A soft answer turns away wrath, but a harsh word stirs up anger.
The tongue of the wise commends knowledge, but the mouths of fools pour out folly.

This reminds me a great deal of the words of James, in chapter 3, when he talks about the taming of the tongue.  He is not coming up with anything new here as we can see. James is drawing on the wisdom found in proverbs and bringing Christ into it as well!  Ultimately, James says, the taming of the tongue is the most difficult and equally the most beneficial thing that a person can do, something that we all have to work on our whole lives.

Proverbs 16 speaks more towards the plans of humans.  We are a culture of planning people aren’t we?  It doesn’t take too long to listen to the radio or watch TV before we hear some sort of an advertisement for retirement or investing and all that comes along with it.  Ultimately though, all of these plans, things about the future that we try to control are in God’s hands.  While I don’t think that Solomon would be opposed to prudent planning and being smart with money and investments for the future, I think that the crux of the issue for him is that all of this is done before the Lord.  Many times I think that we do all that we can to try and protect  ourselves, as if we rule our own little world and can control it with all the things that we do and the plans that we make.  However, Solomon is very clear when he says that in all things we need to make sure that our trust is in the Lord.  Again, James, in chapter 4, picks up this line of thinking, a Scripture that we will end with today.  Remember, as we said yesterday, that all of these things fall clearly under Solomon’s “thesis statement:” The fear of the Lord is the beginning of wisdom.
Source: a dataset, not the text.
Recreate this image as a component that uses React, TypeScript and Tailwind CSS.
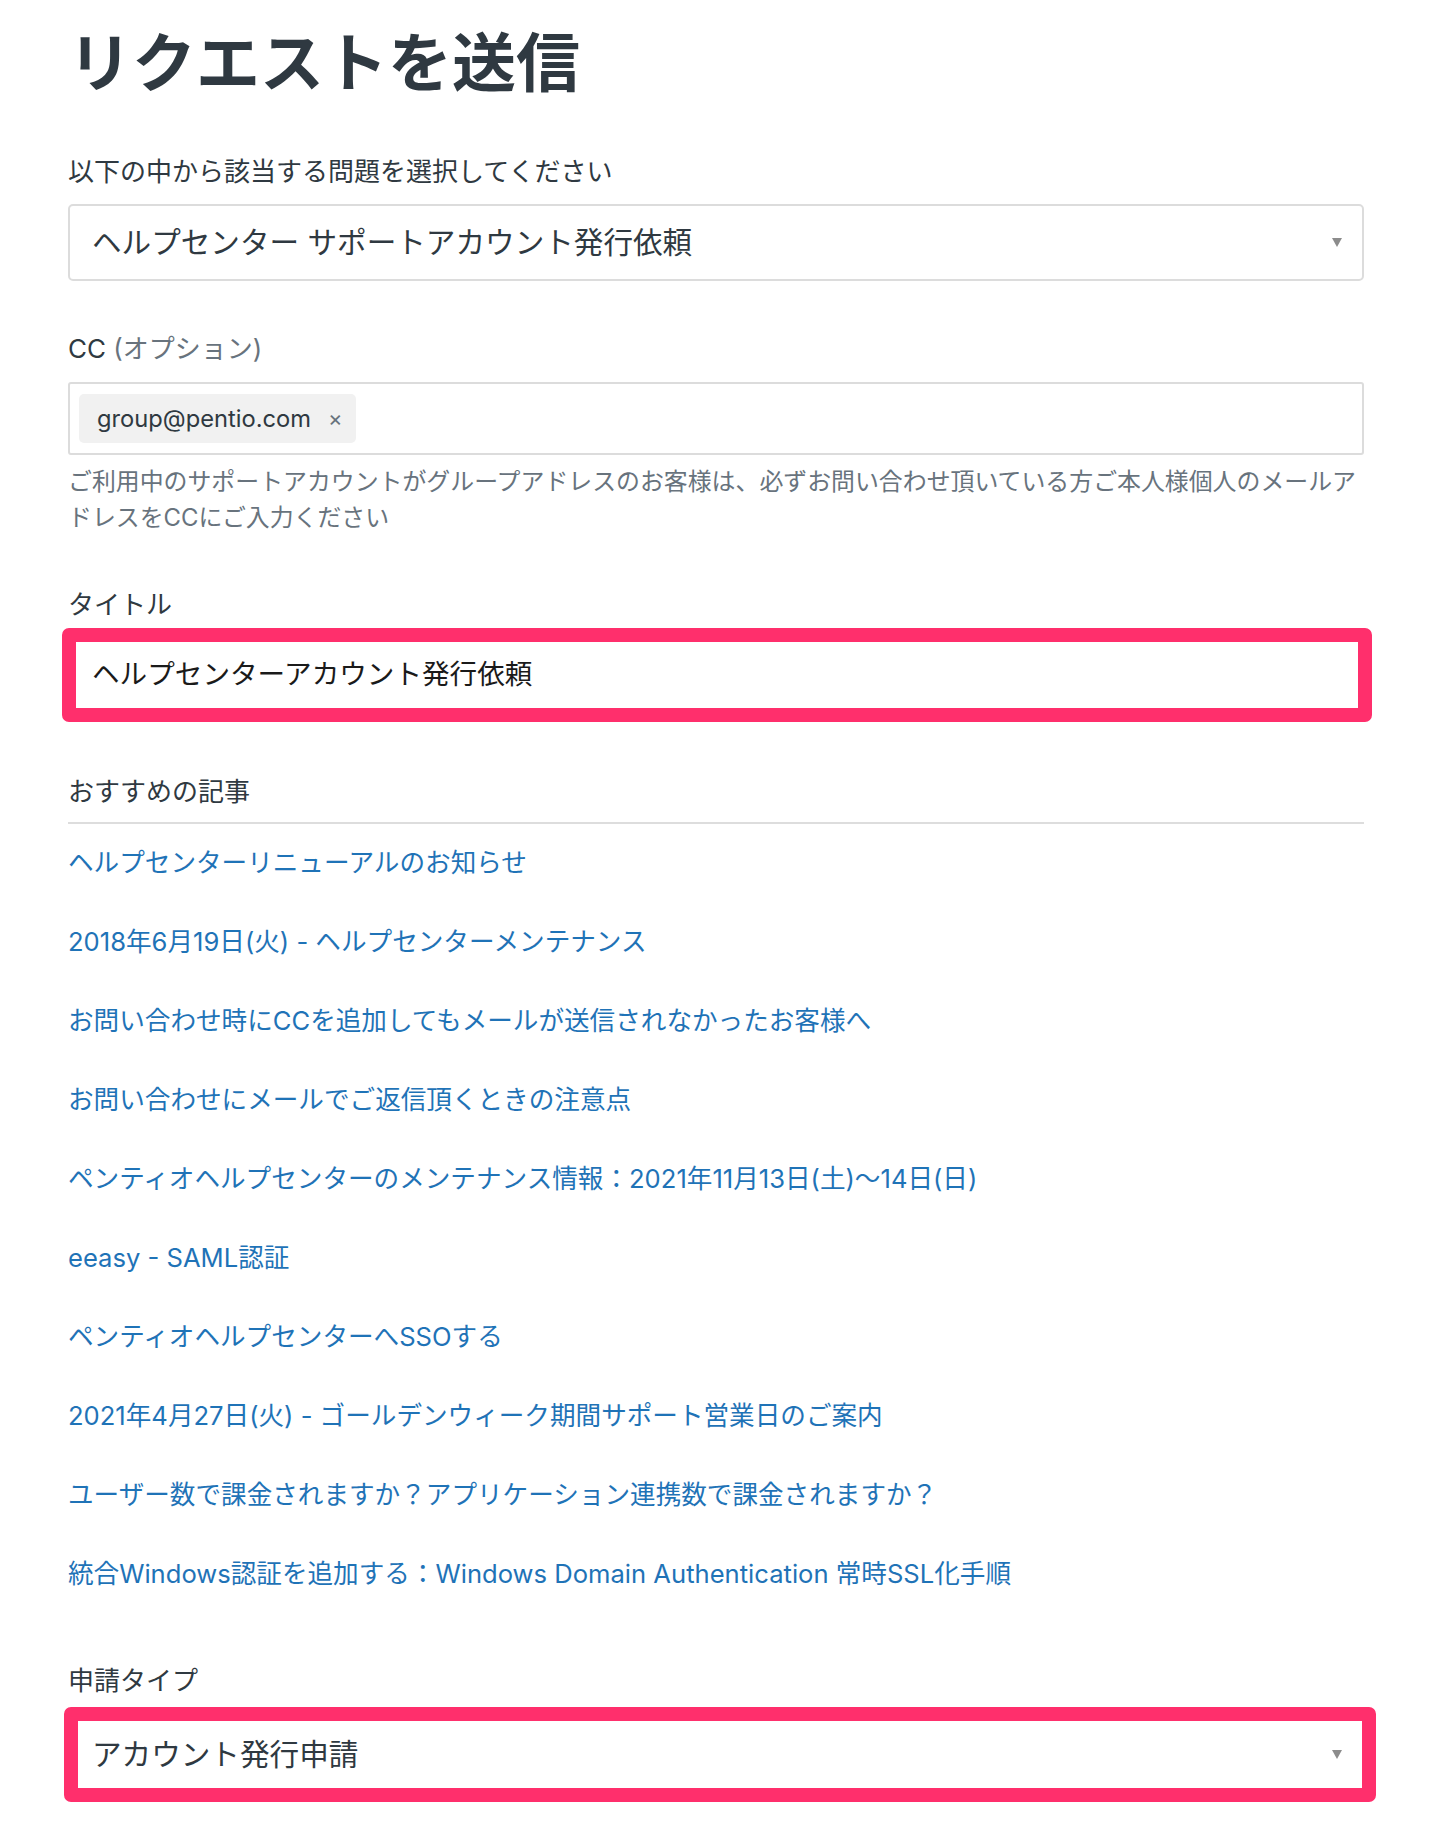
import React from 'react';

const articles = [
    'ヘルプセンターリニューアルのお知らせ',
    '2018年6月19日(火) - ヘルプセンターメンテナンス',
    'お問い合わせ時にCCを追加してもメールが送信されなかったお客様へ',
    'お問い合わせにメールでご返信頂くときの注意点',
    'ペンティオヘルプセンターのメンテナンス情報：2021年11月13日(土)〜14日(日)',
    'eeasy - SAML認証',
    'ペンティオヘルプセンターへSSOする',
    '2021年4月27日(火) - ゴールデンウィーク期間サポート営業日のご案内',
    'ユーザー数で課金されますか？アプリケーション連携数で課金されますか？',
    '統合Windows認証を追加する：Windows Domain Authentication 常時SSL化手順',
];

function Caret() {
    return (
        <svg width="10" height="11" viewBox="0 0 10 11" className="shrink-0">
            <path d="M0 1 L10 1 L5 10 Z" fill="#8c8c8c" />
        </svg>
    );
}

export default function App() {
    return (
        <div
            className="min-h-screen bg-white px-[68px] text-[#2f3941]"
            style={{ fontFamily: 'Inter, "Noto Sans CJK JP", sans-serif' }}
        >
            <h1 className="pt-[23px] text-[64px] leading-[80px] font-bold text-[#2f3941]">
                リクエストを送信
            </h1>

            {/* 問題の選択 */}
            <label className="mt-[51px] block text-[26px] leading-[36px]">
                以下の中から該当する問題を選択してください
            </label>
            <div className="mt-[14px] flex h-[77px] items-center justify-between rounded-[5px] border-2 border-[#dcdcdc] pl-[22px] pr-[20px]">
                <span className="text-[29.6px] text-[#2f3941]">ヘルプセンター サポートアカウント発行依頼</span>
                <Caret />
            </div>

            {/* CC */}
            <label className="mt-[50px] block text-[26px] leading-[36px]">
                CC <span className="text-[#68737d]">(オプション)</span>
            </label>
            <div className="mt-[15px] flex h-[73px] items-center rounded-[3px] border-2 border-[#dcdcdc] pl-[9px]">
                <div className="flex h-[49px] items-center rounded-[5px] bg-[#f1f1f1] pl-[18px] pr-[13px]">
                    <span className="text-[23.7px] text-[#2f3941]">group@pentio.com</span>
                    <span className="ml-[17px] text-[22px] text-[#68737d]">×</span>
                </div>
            </div>
            <p className="mt-[9px] text-[23.9px] leading-[36px] text-[#68737d]">
                ご利用中のサポートアカウントがグループアドレスのお客様は、必ずお問い合わせ頂いている方ご本人様個人のメールアドレスをCCにご入力ください
            </p>

            {/* タイトル */}
            <label className="mt-[51px] block text-[26px] leading-[36px]">タイトル</label>
            <div className="mt-[5px] ml-[-6px] mr-[-8px] flex h-[94px] items-center rounded-[7px] border-[14px] border-[#ff2f6c] pl-[16px]">
                <span className="text-[27.6px] text-[#1a1a1a]">ヘルプセンターアカウント発行依頼</span>
            </div>

            {/* おすすめの記事 */}
            <div className="mt-[52px] border-b-2 border-[#dddddd] pb-[12px] text-[26px] leading-[36px]">
                おすすめの記事
            </div>
            <ul className="mt-[21px] flex flex-col gap-[43px]">
                {articles.map((a) => (
                    <li key={a} className="text-[25.6px] leading-[36px] text-[#1f73b7]">
                        {a}
                    </li>
                ))}
            </ul>

            {/* 申請タイプ */}
            <label className="mt-[71px] block text-[26px] leading-[36px]">申請タイプ</label>
            <div className="mt-[8px] ml-[-4px] mr-[-12px] flex h-[95px] items-center justify-between rounded-[7px] border-[14px] border-[#ff2f6c] pl-[14px] pr-[20px]">
                <span className="text-[29.6px] text-[#2f3941]">アカウント発行申請</span>
                <Caret />
            </div>
        </div>
    );
}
Come now, you who say, “Today or tomorrow we will go into such and such a town and spend a year there and trade and make a profit”— yet you do not know what tomorrow will bring. What is your life? For you are a mist that appears for a little time and then vanishes.  Instead you ought to say, “If the Lord wills, we will live and do this or that.”  As it is, you boast in your arrogance. All such boasting is evil.  So whoever knows the right thing to do and fails to do it, for him it is sin.